Jakarta, FORTUNE – Organisasi Kesehatan Dunia (WHO) disebut tak memiliki kewenangan menyatakan suatu penyakit menjadi pandemi, apalagi sampai menentukan kapan sebuah negara berstatus endemi.
Epidemiolog dari Griffith University, Dicky Budiman, mengatakan bahwa anggapan bahwa WHO berwenang menentukan status pandemi atau endemi tidaklah mendasar. “Yang ada adalah status Public Health Emergency of International Concern (PHEIC), itu yang jadi regulasi atau konvensinya adalah International Health Regulation (IHR) 2005,” katanya kepada Fortune Indonesia, Kamis (23/2).
Status pandemi pun sebenarnya tidak bersifat formal. Penerapannya akan tergantung pada setiap pemerintah suatu negara. “Tapi, ketika PHEIC dicabut ya otomatis tidak jadi pandemi lagi,” ujarnya.
Tiga tingkatan
Dicky mengatakan terdapat tiga tingkatan yang menunjukkan penyebaran penyakit atau wabah di suatu daerah, yaitu: epidemi, endemi, dan terkendali. “Ketiga status ini sebenarnya dinamis, ada di semua negara. Bahkan, ada di satu negara yang memiliki ketiga status ini, seperti Indonesia,” ujarnya.
Namun, bagaimanapun yang paling baik adalah status terkendali. Meski begitu, penilaian ini seringkali terjadi di tengah keterbatasan atau semakin menurunnya kapasitas test dan penelusuran penyebaran penyakit, sehingga masyarakat dan pemerintah harus tetap waspada jika sewaktu-waktu terdapat kenaikan kasus.
Arah endemi
Dicky optimis bahwa saat ini situasinya sudah memungkinkan penetapan status endemi. Namun, bukan berarti ketika dicabut, lalu masyarakat di setiap negara bebas untuk beraktivitas seolah tak pernah ada pandemi Covid-19. Hal ini dikarenakan penyakit berbasis virus, seperti Covid-19, perlu waktu untuk dinilai secara retrospektif–membuat gambaran atau deskripsi tentang suatu keadaan secara objektif dengan melihat ke belakang.
Selain itu, bila status PHEIC dari WHO belum dicabut, maka sebuah daerah bisa dikatakan masih berstatus pandemi. “Meskipun status akut dari pandeminya sudah terlewati, karena di beberapa negara indikatornya sudah ke arah endemi,” ujarnya.
Jangan senang endemi
Dicky mengingatkan bahwa status endemi bukan berarti wabah penyakit hilang dari tengah hidup manusia, justru hal ini menunjukkan ketidakmampuan manusia menghilangkan virus tersebut.

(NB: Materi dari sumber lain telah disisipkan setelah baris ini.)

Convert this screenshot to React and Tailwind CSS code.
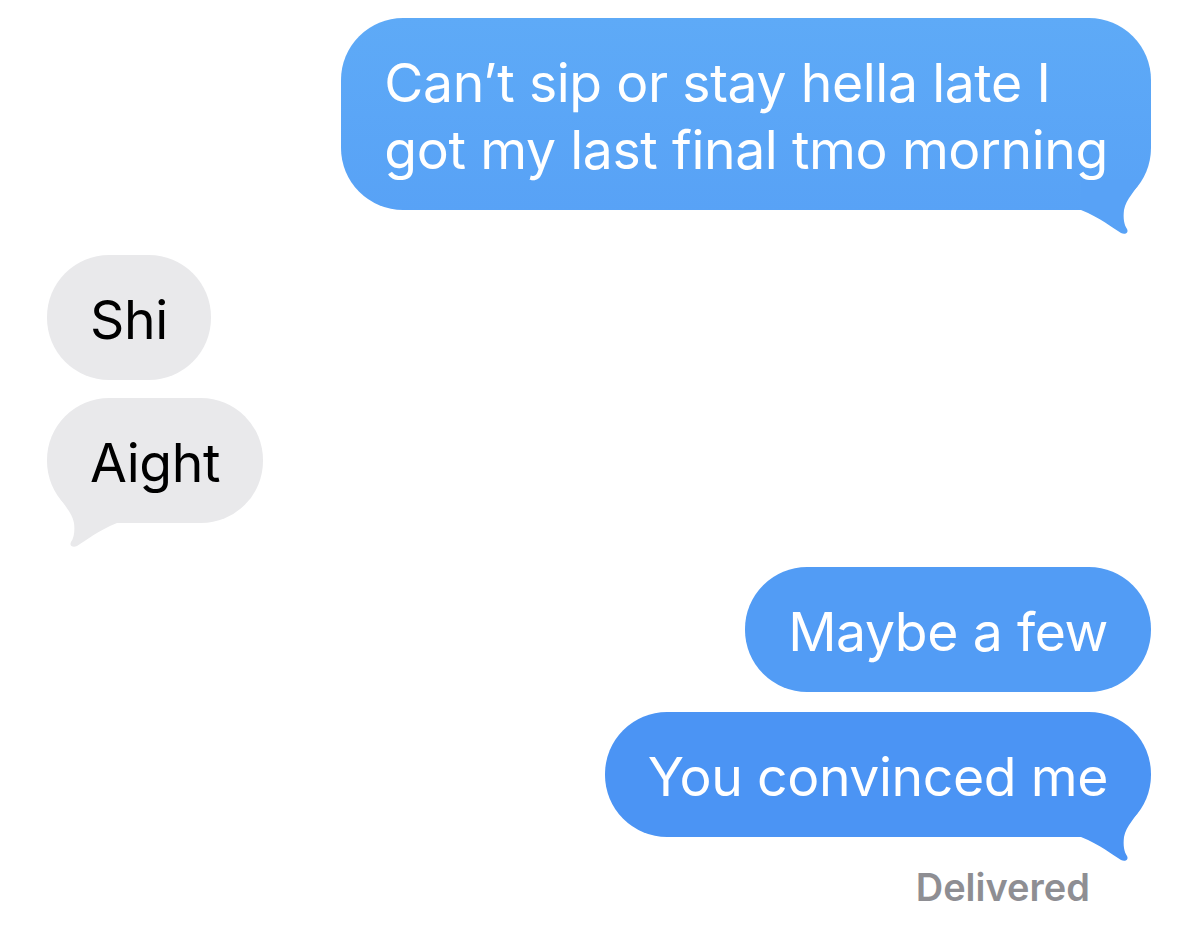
import React from "react";

const font = { fontFamily: "Inter, 'Noto Sans', sans-serif" };

function Tail({ color, left }) {
  return (
    <svg
      width="70"
      height="56"
      viewBox="0 0 70 56"
      className={
        left
          ? "absolute left-0 bottom-[-26px] -scale-x-100"
          : "absolute right-0 bottom-[-26px]"
      }
    >
      <path
        d="M0 0 L60 0 C55 10 45 19 43 30 C42 38 43 45 46 49 C48 53 44 55 40 53 C30 47 20 38 0 30 Z"
        fill={color}
      />
    </svg>
  );
}

function Sent({ children, bg, tail, tailColor }) {
  return (
    <div className={`relative self-end rounded-[62px] px-[43px] pt-[31px] pb-[27px] ${bg}`}>
      <p className="relative z-10 whitespace-nowrap text-white text-[53.5px] leading-[67px] tracking-[-0.4px]" style={font}>
        {children}
      </p>
      {tail && <Tail color={tailColor} />}
    </div>
  );
}

function Received({ children, tail }) {
  return (
    <div className="relative self-start rounded-[62px] bg-[#e9e9eb] px-[43px] pt-[31px] pb-[27px]">
      <p className="relative z-10 whitespace-nowrap text-black text-[53.5px] leading-[67px] tracking-[-0.4px]" style={font}>
        {children}
      </p>
      {tail && <Tail color="#e9e9eb" left />}
    </div>
  );
}

export default function App() {
  return (
    <div className="min-h-[929px] w-[1200px] bg-white pt-[18px] pl-[47px] pr-[49px] flex flex-col">
      <Sent bg="bg-gradient-to-b from-[#5eaaf7] to-[#58a2f6]" tail tailColor="#58a2f6">
        Can’t sip or stay hella late I
        <br />
        got my last final tmo morning
      </Sent>
      <div className="mt-[45px] flex flex-col gap-[18px]">
        <Received>Shi</Received>
        <Received tail>Aight</Received>
      </div>
      <div className="mt-[44px] flex flex-col gap-[20px]">
        <Sent bg="bg-[#529cf5]">Maybe a few</Sent>
        <Sent bg="bg-[#4b94f4]" tail tailColor="#4b94f4">
          You convinced me
        </Sent>
      </div>
      <p
        className="self-end mr-[61px] mt-[28px] text-[38px] leading-[44px] font-semibold text-[#8e8e93]"
        style={font}
      >
        Delivered
      </p>
    </div>
  );
}
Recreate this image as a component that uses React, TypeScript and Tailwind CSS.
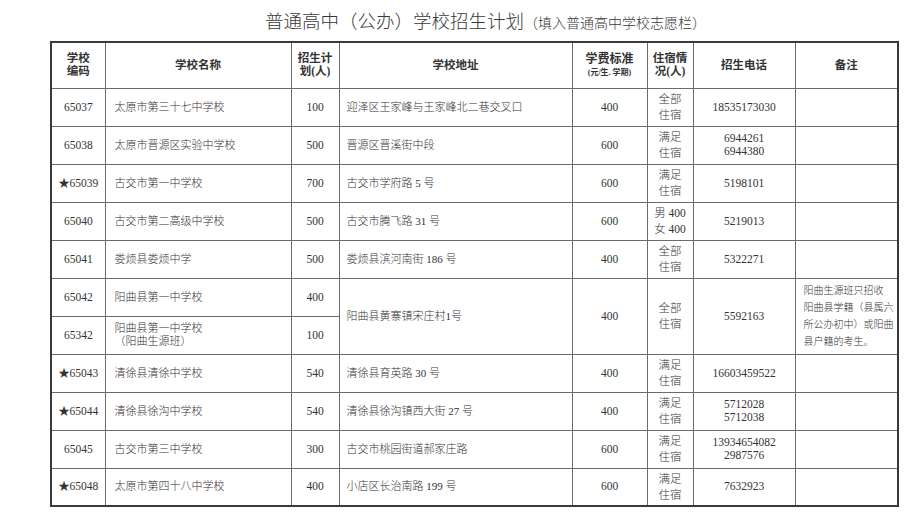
const rows = [
  { code: "65037", name: ["太原市第三十七中学校"], plan: "100", addr: "迎泽区王家峰与王家峰北二巷交叉口", fee: "400", stay: ["全部", "住宿"], tel: ["18535173030"] },
  { code: "65038", name: ["太原市晋源区实验中学校"], plan: "500", addr: "晋源区晋溪街中段", fee: "600", stay: ["满足", "住宿"], tel: ["6944261", "6944380"] },
  { code: "★65039", name: ["古交市第一中学校"], plan: "700", addr: "古交市学府路 5 号", fee: "600", stay: ["满足", "住宿"], tel: ["5198101"] },
  { code: "65040", name: ["古交市第二高级中学校"], plan: "500", addr: "古交市腾飞路 31 号", fee: "600", stay: ["男 400", "女 400"], tel: ["5219013"] },
  { code: "65041", name: ["娄烦县娄烦中学"], plan: "500", addr: "娄烦县滨河南街 186 号", fee: "400", stay: ["全部", "住宿"], tel: ["5322271"] },
];

const rowsAfter = [
  { code: "★65043", name: ["清徐县清徐中学校"], plan: "540", addr: "清徐县育英路 30 号", fee: "400", stay: ["满足", "住宿"], tel: ["16603459522"] },
  { code: "★65044", name: ["清徐县徐沟中学校"], plan: "540", addr: "清徐县徐沟镇西大街 27 号", fee: "400", stay: ["满足", "住宿"], tel: ["5712028", "5712038"] },
  { code: "65045", name: ["古交市第三中学校"], plan: "300", addr: "古交市桃园街道郝家庄路", fee: "600", stay: ["满足", "住宿"], tel: ["13934654082", "2987576"] },
  { code: "★65048", name: ["太原市第四十八中学校"], plan: "400", addr: "小店区长治南路 199 号", fee: "600", stay: ["满足", "住宿"], tel: ["7632923"] },
];

type Row = (typeof rows)[number];

const td = "border border-[#6b6b6b] h-[38px] p-0 align-middle font-light";
const th = "border border-[#6b6b6b] p-0 align-middle font-bold";

function Lines({ items, className }: { items: string[]; className?: string }) {
  return (
    <div className={className}>
      {items.map((s) => (
        <div key={s}>{s}</div>
      ))}
    </div>
  );
}

function BodyRow({ r }: { r: Row }) {
  return (
    <tr>
      <td className={`${td} text-center text-[11.5px]`}>{r.code}</td>
      <td className={`${td} pl-[9px]`}>
        <Lines items={r.name} />
      </td>
      <td className={`${td} text-center text-[11.5px]`}>{r.plan}</td>
      <td className={`${td} pl-[7px]`}>{r.addr}</td>
      <td className={`${td} text-center text-[11.5px]`}>{r.fee}</td>
      <td className={`${td} text-center`}>
        <Lines items={r.stay} className="leading-[16px] text-[11.5px]" />
      </td>
      <td className={`${td} text-center text-[11.5px]`}>
        <Lines items={r.tel} className="leading-[13px]" />
      </td>
      <td className={td}></td>
    </tr>
  );
}

export default function App() {
  return (
    <div className="w-[917px] h-[521px] bg-white text-[#333] font-['Liberation_Serif','Noto_Sans_CJK_SC',serif] overflow-hidden">
      <div className="pt-[12px] pl-[265px] flex items-end h-[41px] pb-[8px] font-light text-[#383838]">
        <span className="text-[18.5px] leading-[22px]">普通高中（公办）学校招生计划</span>
        <span className="text-[14px] leading-[18px]">（填入普通高中学校志愿栏）</span>
      </div>
      <table className="ml-[50px] w-[847px] table-fixed border-collapse border-2 border-[#3a3a3a] text-[11px] leading-[13px]">
        <colgroup>
          <col className="w-[54px]" />
          <col className="w-[186px]" />
          <col className="w-[48px]" />
          <col className="w-[233px]" />
          <col className="w-[75px]" />
          <col className="w-[46px]" />
          <col className="w-[102px]" />
          <col className="w-[103px]" />
        </colgroup>
        <thead>
          <tr className="text-[11.5px]">
            <th className={`${th} h-[46px]`}>
              <div>学校</div>
              <div>编码</div>
            </th>
            <th className={th}>学校名称</th>
            <th className={th}>
              <div>招生计</div>
              <div>划(人)</div>
            </th>
            <th className={th}>学校地址</th>
            <th className={th}>
              <div className="text-[12px] leading-[15px]">学费标准</div>
              <div className="text-[8px] leading-[11px]">(元/生. 学期)</div>
            </th>
            <th className={th}>
              <div>住宿情</div>
              <div>况(人)</div>
            </th>
            <th className={th}>招生电话</th>
            <th className={th}>备注</th>
          </tr>
        </thead>
        <tbody>
          {rows.map((r) => (
            <BodyRow key={r.code} r={r} />
          ))}
          <tr>
            <td className={`${td} text-center text-[11.5px]`}>65042</td>
            <td className={`${td} pl-[9px]`}>阳曲县第一中学校</td>
            <td className={`${td} text-center text-[11.5px]`}>400</td>
            <td className={`${td} pl-[7px]`} rowSpan={2}>
              阳曲县黄寨镇宋庄村1号
            </td>
            <td className={`${td} text-center text-[11.5px]`} rowSpan={2}>
              400
            </td>
            <td className={`${td} text-center`} rowSpan={2}>
              <Lines items={["全部", "住宿"]} className="leading-[16px] text-[11.5px]" />
            </td>
            <td className={`${td} text-center text-[11.5px]`} rowSpan={2}>
              5592163
            </td>
            <td className={`${td} pl-[8px] text-[10px] leading-[17px]`} rowSpan={2}>
              <div>阳曲生源班只招收</div>
              <div>阳曲县学籍（县属六</div>
              <div>所公办初中）或阳曲</div>
              <div>县户籍的考生。</div>
            </td>
          </tr>
          <tr>
            <td className={`${td} text-center text-[11.5px]`}>65342</td>
            <td className={`${td} pl-[9px]`}>
              <Lines items={["阳曲县第一中学校", "（阳曲生源班）"]} />
            </td>
            <td className={`${td} text-center text-[11.5px]`}>100</td>
          </tr>
          {rowsAfter.map((r) => (
            <BodyRow key={r.code} r={r} />
          ))}
        </tbody>
      </table>
    </div>
  );
}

Virus seperti Covid-19, kata Dicky, justru akan makin kuat, berevolusi sampai bisa menerobos proteksi imunitas dan berbahaya bagi mereka yang ada dalam kondisi rawan–memiliki penyakit bawaan atau sudah berusia lanjut.
“Itu adalah tanggung jawab pemerintah, tanggung jawab masyarakat, untuk melindungi mereka (kelompok rawan), kalau tidak ya mereka jadi korban. Ingat, kita bisa mencapai tahapan seperti saat ini itu melalui periode di mana kita ‘mengorbankan’ kelompok paling rawan di masyarakat kita, yang meninggal dalam gelombang Delta, Beta, Alpha, dan Omicron awal,” ujar Dicky.
Dampak jangka panjang
Vaksinasi, menurutnya, tak akan mampu melindungi secara optimal bila tak disertai berbagai upaya lain. Perlindungan kualitas udara di dalam maupun luar ruangan, protokol kesehatan, serta kemandirian masyarakat dalam menilai risiko, tetap dibutuhkan, walaupun PPKM sudah dicabut. “Ini masih jadi pekerjaan rumah di Indonesia, bahkan dunia,” katanya.
Bila tidak dilakukan, hal ini akan berdampak penularan lebih serius di masyarakat, apalagi dikaitkan dengan adanya dampak ‘long covid’. “Angka penyakit paru setidaknya 3 kali lebih meningkat, belum di otak dan jantung. Ini yang akan membuat sebagian masyarakat kita sakit-sakitan. Kita keluar dari status pandemi dan kedaruratan, tapi menghadapi ancaman tsunami long covid,” ujar Dicky.